For a movie that's supposed to be about a guy who kills and eats his wife, I did find it rather surprising that it took nearly half an hour (of a movie only 76 minutes long) of his wife's ridiculous nagging before he killed her, and slightly over 30 minutes before he ate her. The only reason he ate her then was because he had nothing better to eat - makes sense to me. Except for an odd boob shot that I couldn't tell if it was a low-impact workout/rape scene or just a really casual sex scene, absolutely nothing happens for that 30 minutes. The nagging is pretty uninspired, and if the man married and stayed with someone that stupid and useless, he kind of deserves a life of slow, passive torture.
Once his wife is dead, and his rather subdued lust for lady-meat is activated, our boring, bumbling, and slightly pudgy hero blindly stumbles his way into a rather active sex life with whores, sluts, and immigrants who obviously don't have pickup lines in their country. At first his attempts at getting it on don't work, but once his sex life and food cravings merge to be one in the same, Don becomes a junkie for both. Considering the now atrocious fashion of the early 80's, the women are still pretty attractive, especially since the movie looks like it was made on a 12 year old's allowance. Where his wife failed in the art of culinary delights, Don masters the ancient skill of slow broiling broads in his nice, new Massive Electric microwave (an enormous, oven-sized beast that actually gets it's own credit at the end of the movie). Don even begins sharing his food creations with his construction co-workers, who find that they love this strangely unique meat and also find that they seem to like Don a lot more now that he has "separated" with his wife.

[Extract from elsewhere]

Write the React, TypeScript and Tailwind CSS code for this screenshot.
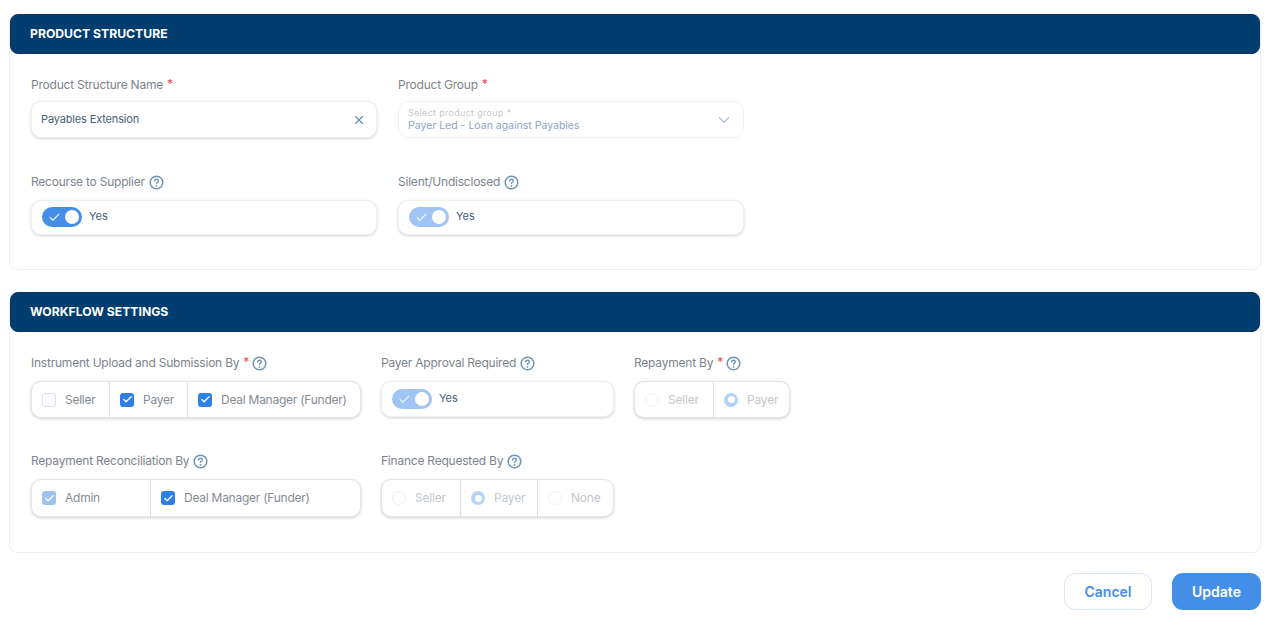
import React from "react";
import { X, ChevronDown, Check } from "lucide-react";

const font = "font-['Inter',sans-serif]";

const Help = () => (
  <svg width="15" height="15" viewBox="0 0 14 14" fill="none" className="shrink-0">
    <circle cx="7" cy="7" r="5.9" stroke="#6f93b5" strokeWidth="1.4" />
    <path d="M5.3 5.6c0-1 .8-1.6 1.7-1.6s1.7.6 1.7 1.5c0 1.3-1.7 1.3-1.7 2.4" stroke="#6f93b5" strokeWidth="1.3" strokeLinecap="round" />
    <circle cx="7" cy="10.2" r=".8" fill="#6f93b5" />
  </svg>
);

const Label = ({ text, req, help, mb = "mb-[9px]" }: { text: string; req?: boolean; help?: boolean; mb?: string }) => (
  <div className={`flex items-center h-[18px] text-[12px] leading-[18px] tracking-[-0.22px] text-[#7d838c] ${mb}`}>
    <span>{text}</span>
    {req && <span className="text-[#ef4444] ml-[4px] -mt-[3px]">*</span>}
    {help && <span className={req ? "ml-[3px]" : "ml-[4px]"}><Help /></span>}
  </div>
);

const Toggle = ({ muted }: { muted?: boolean }) => (
  <div className={`relative w-[40px] h-[20px] rounded-full shrink-0 ${muted ? "bg-[#a0c4f3]" : "bg-[#438fe7]"}`}>
    <Check size={13} strokeWidth={2.4} className="absolute left-[6px] top-[4px] text-[#e4effc]" />
    <div className="absolute right-[3px] top-[3px] w-[14px] h-[14px] rounded-full bg-white" />
  </div>
);

const ToggleBox = ({ muted, w, h }: { muted?: boolean; w: string; h: string }) => (
  <div className={`flex items-center gap-[7px] pl-[10px] pb-[1px] bg-white rounded-[10px] border border-[#eef0f3] shadow-[0_1px_3px_rgba(0,0,0,0.18)] ${w} ${h}`}>
    <Toggle muted={muted} />
    <span className="text-[11px] text-[#47607c] -mt-[1px]">Yes</span>
  </div>
);

const CheckBox = ({ state }: { state: "off" | "on" | "muted" }) => {
  if (state === "off") return <div className="w-[14px] h-[14px] rounded-[3px] border border-[#d8e2f5] bg-white shrink-0" />;
  return (
    <div className={`w-[14px] h-[14px] rounded-[3px] flex items-center justify-center shrink-0 ${state === "on" ? "bg-[#2f80e4]" : "bg-[#9dc2f2]"}`}>
      <Check size={11} strokeWidth={2.8} className="text-white" />
    </div>
  );
};

const Radio = ({ on }: { on?: boolean }) =>
  on ? (
    <div className="w-[14px] h-[14px] rounded-full bg-[#b4d2f7] flex items-center justify-center shrink-0">
      <div className="w-[7px] h-[7px] rounded-full bg-white" />
    </div>
  ) : (
    <div className="w-[14px] h-[14px] rounded-full border border-[#eef1f8] bg-white shrink-0" />
  );

const Group = ({ children, h, w }: { children: React.ReactNode; h: string; w: string }) => (
  <div className={`flex bg-white rounded-[10px] border border-[#e2e4e8] shadow-[0_1px_3px_rgba(0,0,0,0.18)] divide-x divide-[#dcdfe3] ${h} ${w}`}>
    {children}
  </div>
);

const CheckOpt = ({ label, state, w }: { label: string; state: "off" | "on" | "muted"; w: string }) => (
  <div className={`flex items-center gap-[9px] pl-[10px] text-[12px] tracking-[-0.25px] text-[#858b93] ${w}`}>
    <CheckBox state={state} />
    <span className="whitespace-nowrap">{label}</span>
  </div>
);

const RadioOpt = ({ label, on, w }: { label: string; on?: boolean; w: string }) => (
  <div className={`flex items-center gap-[9px] pl-[10px] text-[12px] tracking-[-0.2px] text-[#c3c7cc] ${w}`}>
    <Radio on={on} />
    <span>{label}</span>
  </div>
);

const Panel = ({ title, h, children }: { title: string; h: string; children: React.ReactNode }) => (
  <section className={`ml-[9px] mr-[19px] rounded-[8px] border border-[#eef0f2] bg-white ${h}`}>
    <div className="h-[40px] -mt-px rounded-[8px] bg-[#023d70] border border-[#14306a] flex items-center pl-[19px] text-[12.2px] font-bold text-white">
      {title}
    </div>
    {children}
  </section>
);

export default function App() {
  return (
    <div className={`${font} w-[1280px] h-[635px] bg-white pt-[14px] overflow-hidden`}>
      <Panel title="PRODUCT STRUCTURE" h="h-[256px]">
        <div className="pl-[21px] pt-[22px]">
          <div className="flex gap-[21px]">
            <div className="w-[346px]">
              <Label text="Product Structure Name" req mb="mb-[7px]" />
              <div className="flex items-center justify-between h-[37px] pl-[9px] pr-[10px] bg-white rounded-[10px] border border-[#eef0f3] shadow-[0_1px_3px_rgba(0,0,0,0.18)] text-[11px] tracking-[-0.15px] text-[#47607c]">
                <span>Payables Extension</span>
                <X size={14} strokeWidth={2} className="text-[#6f8ba6]" />
              </div>
            </div>
            <div className="w-[346px]">
              <Label text="Product Group" req mb="mb-[7px]" />
              <div className="flex items-center justify-between h-[37px] pl-[9px] pr-[10px] bg-white rounded-[10px] border border-[#f0f2f5]">
                <div className="flex flex-col">
                  <span className="text-[9px] leading-[12px] text-[#c6c9cd] tracking-[0.3px]">Select product group *</span>
                  <span className="text-[10.5px] leading-[13px] text-[#8fa6bf]">Payer Led - Loan against Payables</span>
                </div>
                <ChevronDown size={18} strokeWidth={1.5} className="text-[#a9bdd2]" />
              </div>
            </div>
          </div>
          <div className="flex gap-[21px] mt-[35px]">
            <div className="w-[346px]">
              <Label text="Recourse to Supplier" help />
              <ToggleBox w="w-full" h="h-[35px]" />
            </div>
            <div className="w-[346px]">
              <Label text="Silent/Undisclosed" help />
              <ToggleBox muted w="w-full" h="h-[35px]" />
            </div>
          </div>
        </div>
      </Panel>

      <div className="h-[22px]" />

      <Panel title="WORKFLOW SETTINGS" h="h-[261px]">
        <div className="pl-[21px] pt-[22px]">
          <div className="flex">
            <div className="w-[350px]">
              <Label text="Instrument Upload and Submission By" req help />
              <Group w="w-[330px]" h="h-[37px]">
                <CheckOpt label="Seller" state="off" w="w-[78px]" />
                <CheckOpt label="Payer" state="on" w="w-[78px]" />
                <CheckOpt label="Deal Manager (Funder)" state="on" w="flex-1" />
              </Group>
            </div>
            <div className="w-[253px]">
              <Label text="Payer Approval Required" help />
              <ToggleBox muted w="w-[233px]" h="h-[36px]" />
            </div>
            <div>
              <Label text="Repayment By" req help />
              <Group w="w-[156px]" h="h-[37px]">
                <RadioOpt label="Seller" w="w-[79px]" />
                <RadioOpt label="Payer" on w="flex-1" />
              </Group>
            </div>
          </div>
          <div className="flex mt-[34px]">
            <div className="w-[350px]">
              <Label text="Repayment Reconciliation By" help />
              <Group w="w-[330px]" h="h-[38px]">
                <CheckOpt label="Admin" state="muted" w="w-[119px]" />
                <CheckOpt label="Deal Manager (Funder)" state="on" w="flex-1" />
              </Group>
            </div>
            <div>
              <Label text="Finance Requested By" help />
              <Group w="w-[233px]" h="h-[38px]">
                <RadioOpt label="Seller" w="w-[79px]" />
                <RadioOpt label="Payer" on w="w-[77px]" />
                <RadioOpt label="None" w="flex-1" />
              </Group>
            </div>
          </div>
        </div>
      </Panel>

      <div className="flex justify-end gap-[20px] mt-[20px] pr-[19px]">
        <button className="w-[88px] h-[37px] rounded-[11px] border border-[#dbe5f8] bg-white text-[14px] font-semibold text-[#438fe7]">Cancel</button>
        <button className="w-[89px] h-[37px] rounded-[11px] bg-[#438fe7] text-[14px] font-semibold text-white">Update</button>
      </div>
    </div>
  );
}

All good things must come to an end though, and in the last 2 or 3 minutes of the movie, when it seems there's no logical ending in sight, Don suffers a fatal heart attack. At some point in the muddled story of sex and babe-BBQ, Don had a minor heart attack and ends up with a pace maker. At the very end, after his friends randomly find Don dead and a selection of body parts in the microwave, a group of movers clearing out the house discover some faulty wiring in the microwave that was a "ticking time bomb for someone with a pace maker."

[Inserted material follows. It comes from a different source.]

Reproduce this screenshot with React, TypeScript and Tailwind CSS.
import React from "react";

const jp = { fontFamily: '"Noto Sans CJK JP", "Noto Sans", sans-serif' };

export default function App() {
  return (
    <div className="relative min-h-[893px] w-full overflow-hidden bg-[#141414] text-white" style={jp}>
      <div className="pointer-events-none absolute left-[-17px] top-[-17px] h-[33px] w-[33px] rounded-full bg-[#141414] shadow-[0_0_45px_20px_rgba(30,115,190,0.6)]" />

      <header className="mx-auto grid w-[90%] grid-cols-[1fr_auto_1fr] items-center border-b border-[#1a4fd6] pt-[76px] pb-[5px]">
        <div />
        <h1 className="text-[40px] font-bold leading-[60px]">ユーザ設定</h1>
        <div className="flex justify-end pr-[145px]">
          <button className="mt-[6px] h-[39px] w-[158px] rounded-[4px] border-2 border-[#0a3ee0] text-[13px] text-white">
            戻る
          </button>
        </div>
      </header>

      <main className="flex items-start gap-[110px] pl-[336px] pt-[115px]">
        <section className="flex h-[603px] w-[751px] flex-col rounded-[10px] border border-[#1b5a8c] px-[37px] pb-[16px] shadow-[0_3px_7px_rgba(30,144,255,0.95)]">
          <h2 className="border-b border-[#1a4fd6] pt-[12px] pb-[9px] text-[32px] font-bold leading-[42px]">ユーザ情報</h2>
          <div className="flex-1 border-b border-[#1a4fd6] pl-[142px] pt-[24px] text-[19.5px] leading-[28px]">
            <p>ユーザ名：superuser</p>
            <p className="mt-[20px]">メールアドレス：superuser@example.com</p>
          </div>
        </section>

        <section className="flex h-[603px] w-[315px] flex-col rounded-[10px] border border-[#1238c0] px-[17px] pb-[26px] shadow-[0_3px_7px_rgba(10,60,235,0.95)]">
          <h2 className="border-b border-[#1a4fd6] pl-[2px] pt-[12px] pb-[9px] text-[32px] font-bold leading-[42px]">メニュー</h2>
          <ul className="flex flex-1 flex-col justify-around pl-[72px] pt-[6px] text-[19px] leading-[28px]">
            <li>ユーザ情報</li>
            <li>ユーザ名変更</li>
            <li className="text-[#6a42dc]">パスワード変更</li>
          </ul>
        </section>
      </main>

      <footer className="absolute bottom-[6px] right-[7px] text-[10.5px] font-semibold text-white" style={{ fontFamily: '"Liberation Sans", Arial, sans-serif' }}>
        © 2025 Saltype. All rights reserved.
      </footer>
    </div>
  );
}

There are some truly funny moments in the movie that come from the lines delivered or the gimmicks displayed. While hatcheting up his latest victim in his kitchen (with a hatchet that he checked it's sharpness by splitting a hair) Don suddenly realizes how famished he is and blurts out, directly to the camera, "I'm so hungry I could eat a whore." He also has several short run-in's with his sultry and promiscuous neighbor, who's name is Dee-Dee-Dee because her mom stuttered and couldn't get her real name right, where she's doing such odd things as gardening with a small vibrator (which also gets a "provided by" line in the credits).

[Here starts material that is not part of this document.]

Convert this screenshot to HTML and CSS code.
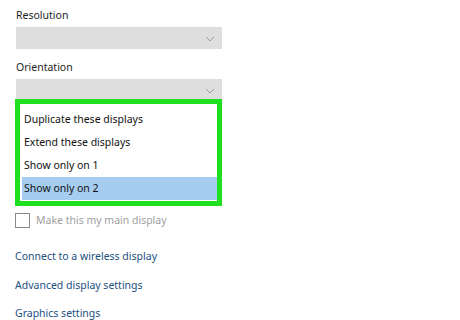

Final Verdict: Had Microwave Madness had someone other than Jackie Vernon who was capable of delivering a good line, especially his wife, the movie would have been a lot funnier as there seemed to be humorous potential in the script that never got realized. A little more and higher quality gore, especially blood that didn't look like strawberry syrup, would have been appreciated, but the completely unrealistic severed head of his wife was perfect. Especially considering it fooled his wife's sister during a unannounced visit, at least until it fell out of the bed and Don was forced to keep his in-law tied up in his closet for the remainder of the movie, gagged by a increasingly molding piece of baguette. With just a little more effort, the movie could've shined, but as is I give it a 3.5/5.